»»

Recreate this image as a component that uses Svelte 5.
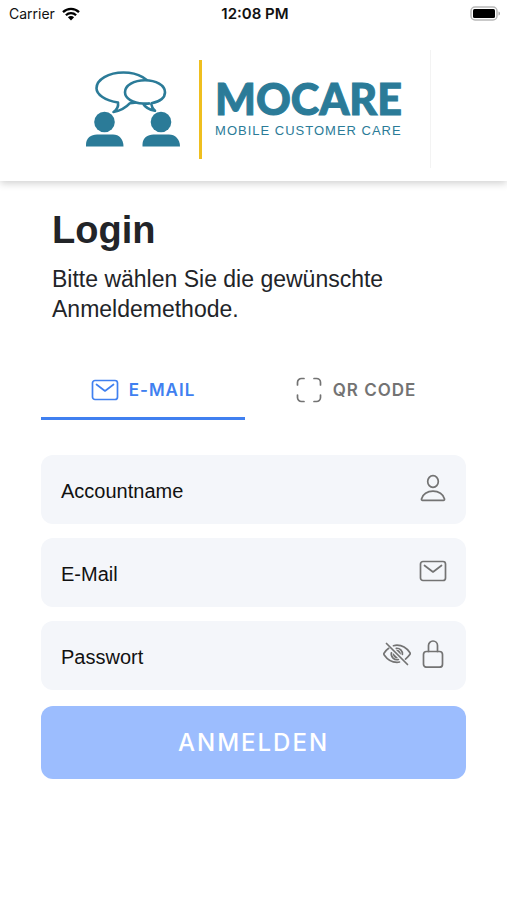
<script lang="ts">
	type Method = "email" | "qr";

	let method: Method = "email";
	let account = "";
	let email = "";
	let password = "";
	let showPassword = false;

	$: canSubmit = account !== "" && email !== "" && password !== "";

	function handleSubmit(event: Event) {
		event.preventDefault();
	}

	function togglePassword() {
		showPassword = !showPassword;
	}
</script>

{#snippet mailIcon()}
	<svg class="icon" viewBox="0 0 28 28" aria-hidden="true">
		<rect x="1.5" y="4.5" width="25" height="19" rx="2.5" />
		<path d="M5.5 8.5 14 15l8.500-6.500" />
	</svg>
{/snippet}

<div class="page">
	<header class="header">
		<div class="status-bar">
			<div class="carrier">
				<span>Carrier</span>
				<svg class="wifi" viewBox="0 0 18 14" aria-hidden="true">
					<path d="M1 5.200a11.500 11.500 0 0 1 16 0M3.900 8.200a7.300 7.300 0 0 1 10.200 0" />
					<path class="solid" d="M9 13.500 5.900 10.300a4.400 4.400 0 0 1 6.200 0z" />
				</svg>
			</div>
			<span class="time">12:08 PM</span>
			<div class="battery-wrap">
				<svg class="battery" viewBox="0 0 31 15" aria-hidden="true">
					<rect x="1" y="1" width="26" height="13" rx="4" fill="#fff" stroke="#b8b8b8" stroke-width="1.500" />
					<rect x="3" y="3" width="22" height="9" rx="1.500" fill="#000" />
					<path d="M28.500 5.500v4c2-.5 2-3.500 0-4z" fill="#aaa" />
				</svg>
			</div>
		</div>

		<div class="toolbar">
			<div class="logo">
				<svg class="people" viewBox="0 0 94 76" aria-hidden="true">
					<g fill="#fff" stroke="#2b7b98" stroke-width="2.600" stroke-linejoin="round">
						<path d="M32 31.500C19 29.500 10.500 23.500 10.500 17.200 10.500 8.500 22.500 1.500 37.500 1.500S64.500 8.500 64.500 17.200C64.500 25.500 56.500 31 44 32.200 39.500 37 34.500 40 27.500 41 31.500 38.500 32.500 35 32 31.500z" />
						<path d="M64 32.200C61.500 32.800 59.500 32.800 57 32.500 47 32 39 27.500 39 21.200 39 14.500 48 9.300 59 9.300S79 14.500 79 21.200C79 26.500 74 30.500 65.500 32.200 65.300 35.500 66.500 37.500 69 39.800 62.500 38.500 59 36 57 32.500" />
					</g>
					<g fill="#2b7b98">
						<circle cx="18.500" cy="51" r="10.300" />
						<path d="M0 75.500v-2C0 67 5 63.500 11 63.500H27C33 63.500 37.500 68 37.500 75.500z" />
						<circle cx="75" cy="51" r="10.300" />
						<path d="M56.500 75.500v-2C56.500 67 61.500 63.500 67.500 63.500H83C89 63.500 94 68 94 75.500z" />
					</g>
				</svg>
				<div class="divider"></div>
				<div class="brand">
					<span class="brand-name">MOCARE</span>
					<span class="brand-claim">MOBILE CUSTOMER CARE</span>
				</div>
			</div>
		</div>
	</header>

	<main class="content">
		<div class="intro">
			<h1>Login</h1>
			<p>Bitte wählen Sie die gewünschte Anmeldemethode.</p>
		</div>

		<div class="tabs" role="tablist">
			<button
				type="button"
				role="tab"
				class="tab"
				class:active={method === "email"}
				aria-selected={method === "email"}
				on:click={() => (method = "email")}
			>
				{@render mailIcon()}
				<span>E-MAIL</span>
			</button>
			<button
				type="button"
				role="tab"
				class="tab"
				class:active={method === "qr"}
				aria-selected={method === "qr"}
				on:click={() => (method = "qr")}
			>
				<svg class="icon" viewBox="0 0 28 28" aria-hidden="true">
					<path d="M9 2.500H6.500A4 4 0 0 0 2.500 6.500V9M19 2.500h2.500A4 4 0 0 1 25.500 6.500V9M9 25.500H6.500A4 4 0 0 1 2.500 21.500V19M19 25.500h2.500A4 4 0 0 0 25.500 21.500V19" />
				</svg>
				<span>QR CODE</span>
			</button>
		</div>

		<form on:submit={handleSubmit}>
			<div class="field">
				<label for="account">Accountname</label>
				<input id="account" type="text" bind:value={account} />
				<svg class="icon" viewBox="0 0 28 28" aria-hidden="true">
					<ellipse cx="14" cy="7.500" rx="5.300" ry="5.900" />
					<path d="M2.500 25C3.500 20 8.500 17.200 14 17.200S24.500 20 25.500 25c.1.900-.3 1.300-1 1.300h-21c-.7 0-1.100-.4-1-1.300z" />
				</svg>
			</div>

			<div class="field">
				<label for="email">E-Mail</label>
				<input id="email" type="email" bind:value={email} />
				{@render mailIcon()}
			</div>

			<div class="field">
				<label for="password">Passwort</label>
				<input id="password" type={showPassword ? "text" : "password"} bind:value={password} />
				<button type="button" class="toggle" aria-label="Passwort anzeigen" on:click={togglePassword}>
					<svg class="icon" viewBox="0 0 28 28" aria-hidden="true">
						<path d="M3.500 3.500 24.500 24.500" />
						<path d="M10.500 5.700C11.600 5.400 12.800 5.200 14 5.200c5.500 0 10 3.300 12.800 7.400.5.700.5 1.300 0 2-1.100 1.600-2.600 3.200-4.300 4.500M16.500 22c-.8.200-1.700.3-2.500.3-5.400 0-9.900-3.200-12.800-7.400-.5-.7-.5-1.300 0-2C2.400 11.300 4 9.500 5.700 8.300" />
						<path d="M13.300 8.300a5.600 5.600 0 0 1 6.100 6.100M8.400 12.800a5.700 5.700 0 0 0 7 6.700" />
						<path class="pupil" d="M12.800 9.800a4.200 4.200 0 0 1 5 5zM9.900 12.900a4.200 4.200 0 0 0 5.100 5.100z" />
					</svg>
				</button>
				<svg class="icon" viewBox="0 0 28 28" aria-hidden="true">
					<rect x="4.500" y="11.500" width="19" height="15.700" rx="3" />
					<path d="M9.500 11.500V5.500a4.500 4.500 0 0 1 9 0v6" />
				</svg>
			</div>

			<button type="submit" class="submit" class:ready={canSubmit}>ANMELDEN</button>
		</form>
	</main>
</div>

<style>
	:global(body) {
		margin: 0;
		background: #fff;
	}

	.page {
		font-family: "Liberation Sans", Arial, sans-serif;
		color: #222428;
	}

	button,
	input {
		font: inherit;
		color: inherit;
		border: none;
		background: none;
		padding: 0;
		margin: 0;
	}

	button {
		cursor: pointer;
	}

	.icon {
		display: block;
		flex: none;
		width: 28px;
		height: 28px;
		fill: none;
		stroke: currentColor;
		stroke-width: 1.7;
		stroke-linecap: round;
		stroke-linejoin: round;
	}

	.pupil {
		fill: currentColor;
		stroke: none;
	}

	/* Header */
	.header {
		box-shadow: 0 2px 8px rgba(0, 0, 0, 0.2);
	}

	.status-bar {
		display: grid;
		grid-template-columns: 1fr auto 1fr;
		align-items: center;
		height: 27px;
		padding: 0 6px 0 9px;
		font-family: Inter, "Liberation Sans", sans-serif;
		font-size: 14px;
		color: #111;
	}

	.carrier {
		display: flex;
		align-items: center;
		gap: 7px;
	}

	.wifi {
		width: 18px;
		height: 14px;
		fill: none;
		stroke: #000;
		stroke-width: 2.3;
	}

	.wifi .solid {
		fill: #000;
		stroke: none;
	}

	.time {
		font-size: 15px;
		font-weight: 600;
	}

	.battery-wrap {
		display: flex;
		justify-content: flex-end;
	}

	.battery {
		width: 31px;
		height: 15px;
	}

	.toolbar {
		display: flex;
		justify-content: center;
		padding: 23px 0 13px;
	}

	.logo {
		display: flex;
		align-items: center;
		box-sizing: border-box;
		width: 70%;
		height: 118px;
		padding-left: 10px;
		border-right: 1px solid #f3f3f3;
	}

	.people {
		flex: none;
		width: 94px;
		height: 76px;
	}

	.divider {
		flex: none;
		width: 3px;
		height: 99px;
		margin: 0 13px 0 19px;
		background: #efbf1f;
	}

	.brand {
		display: flex;
		flex-direction: column;
		gap: 2px;
		padding-bottom: 3px;
		color: #2b7b98;
		white-space: nowrap;
	}

	.brand-name {
		font-family: Lato, "Liberation Sans", sans-serif;
		font-size: 43px;
		font-weight: 900;
		line-height: 44px;
		-webkit-text-stroke: 1px currentColor;
	}

	.brand-claim {
		font-size: 13px;
		line-height: 15px;
		letter-spacing: 1px;
	}

	/* Login */
	.content {
		padding: 27px 41px;
	}

	.intro {
		padding: 0 11px;
	}

	h1 {
		margin: 0 0 12px;
		font-size: 38px;
		line-height: 44px;
	}

	p {
		margin: 0;
		font-size: 23px;
		line-height: 30px;
	}

	.tabs {
		display: flex;
		margin: 38px 0 35px;
	}

	.tab {
		display: flex;
		flex: 1 1 auto;
		align-items: center;
		justify-content: center;
		gap: 10px;
		height: 58px;
		border-bottom: 3px solid transparent;
		font-family: Inter, "Liberation Sans", sans-serif;
		font-size: 17px;
		font-weight: 600;
		letter-spacing: 1px;
		color: #737373;
	}

	.tab.active {
		border-color: #4080f0;
		color: #4080f0;
	}

	form {
		display: flex;
		flex-direction: column;
		gap: 14px;
	}

	.field {
		display: flex;
		align-items: center;
		box-sizing: border-box;
		height: 69px;
		padding: 0 19px 3px 20px;
		border-radius: 12px;
		background: #f4f6fa;
		color: #737373;
	}

	.field label {
		padding-top: 6px;
		font-size: 20px;
		line-height: 24px;
		color: #111;
	}

	.field input {
		flex: 1;
		min-width: 0;
		height: 100%;
		padding: 6px 12px 0;
		box-sizing: border-box;
		font-size: 20px;
		color: #111;
		outline: none;
	}

	.toggle {
		margin-right: 8px;
	}

	.submit {
		height: 73px;
		margin-top: 2px;
		border-radius: 12px;
		background: #9cbdfe;
		color: #fff;
		font-family: Inter, "Liberation Sans", sans-serif;
		font-size: 24px;
		font-weight: 500;
		letter-spacing: 2px;
	}

	.submit.ready {
		background: #4080f0;
	}
</style>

««

WORK TO DO
Output exactly the span of lines from the top of the listing through the line holding "canSubmit = account", and leave every picture out.

COMPLETED TASK
Recreate this image as a component that uses Svelte 5.
<script lang="ts">
	type Method = "email" | "qr";

	let method: Method = "email";
	let account = "";
	let email = "";
	let password = "";
	let showPassword = false;

	$: canSubmit = account !== "" && email !== "" && password !== "";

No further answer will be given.